The Serializer Processor has special methods for dealing with Temporary objects. They are handle_serialize_list_in_place(), handle_serialize_dict_in_place() and handle_temporary(). The latter method is added to the Serializer handler (not to be confused with the check_in_object on non-temporary objects and the in-place logic runs immediately on them. The only other non-standard handler on the Serializer is handle_add_semantics() which is partially explained here. You can look at the __init__ method for the handler setup.

DeSerialization & references#

When the deserialization process encounters a preserved reference it is ideal to have that object already deserialized and sitting in the cache, but for a couple of reasons this may not be the case. The first case is that is simply has not reached the object yet, but if things were just in a different order it could have been prepared already. The second case is that it is not possible for object to have been prepared already regardless of the order because the object that is being referenced is currently being deserialized because it is a parent of the current object (this is a circular reference). These cases are handled separately by DeSerializer.

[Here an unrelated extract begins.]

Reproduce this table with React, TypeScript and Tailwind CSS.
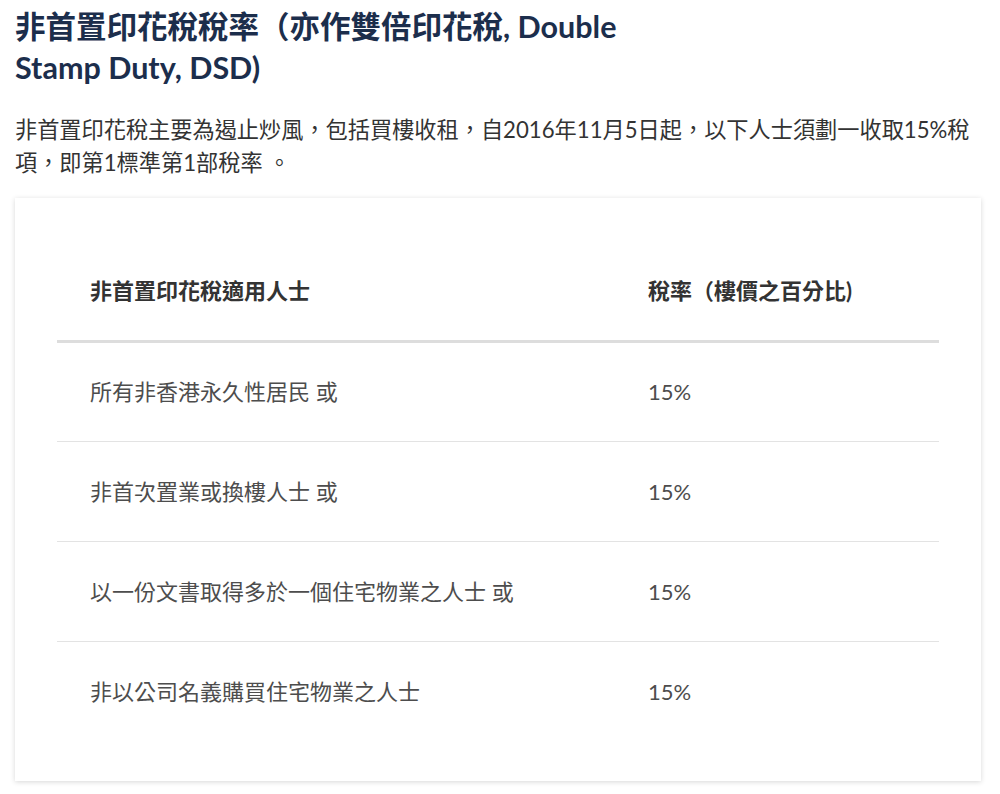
const rows = [
  { who: "所有非香港永久性居民 或", rate: "15%" },
  { who: "非首次置業或換樓人士 或", rate: "15%" },
  { who: "以一份文書取得多於一個住宅物業之人士 或", rate: "15%" },
  { who: "非以公司名義購買住宅物業之人士", rate: "15%" },
];

const font = "font-['Lato','Noto_Sans_CJK_TC',sans-serif]";

export default function App() {
  return (
    <div className={`${font} bg-white min-h-[794px] pl-[15px] pr-[19px] pt-[6px]`}>
      <h2 className="max-w-[640px] text-[30.5px] leading-[41px] font-bold text-[#1c2e4c]">
        非首置印花稅稅率（亦作雙倍印花稅, Double Stamp Duty, DSD)
      </h2>
      <p className="mt-[25px] text-[22.2px] leading-[33px] text-[#333333]">
        非首置印花稅主要為遏止炒風，包括買樓收租，自2016年11月5日起，以下人士須劃一收取15%稅項，即第1標準第1部稅率 。
      </p>
      <div className="mt-[19px] bg-white px-[42px] pt-[43px] pb-[40px] shadow-[0_1px_5px_rgba(0,0,0,0.16)]">
        <table className="w-full border-collapse text-[22px]">
          <thead>
            <tr className="border-b-[3px] border-[#dddddd]">
              <th className="h-[100px] w-[558px] pl-[33px] text-left font-bold text-[#333333]">
                非首置印花稅適用人士
              </th>
              <th className="h-[100px] pl-[33px] text-left font-bold text-[#333333]">
                稅率（樓價之百分比)
              </th>
            </tr>
          </thead>
          <tbody>
            {rows.map((r, i) => (
              <tr
                key={i}
                className={i < rows.length - 1 ? "border-b border-[#e3e3e3]" : ""}
              >
                <td className="h-[100px] pl-[33px] text-[#4d4d4d]">{r.who}</td>
                <td className="h-[100px] pl-[33px] text-[#4d4d4d]">{r.rate}</td>
              </tr>
            ))}
          </tbody>
        </table>
      </div>
    </div>
  );
}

In the case of a circular reference, the PreservedReference is simply given to the object and the object is responsible for sorting it out using the NotifyFinalizedMethodName semantic and/or the FormatterContext`s ``finalize()` event handler.

In the case of a non-circular reference, the process “jumps” to the location of the reference, deserializes it, replaces it with a PreservedReference linked to the return key path and then returns to the return key path and gives it the fully deserialized object. This will have the effect that once the proces reaches the PreservedReference that was left during the jump it will be guaranteed to successfully retrieve the object from the cache and proceed normally. This process, as well as several other conveniences are accomplished by the DeSerializer having a two stage handling process. First an object is handed by the handler attribute then the secondary_handler.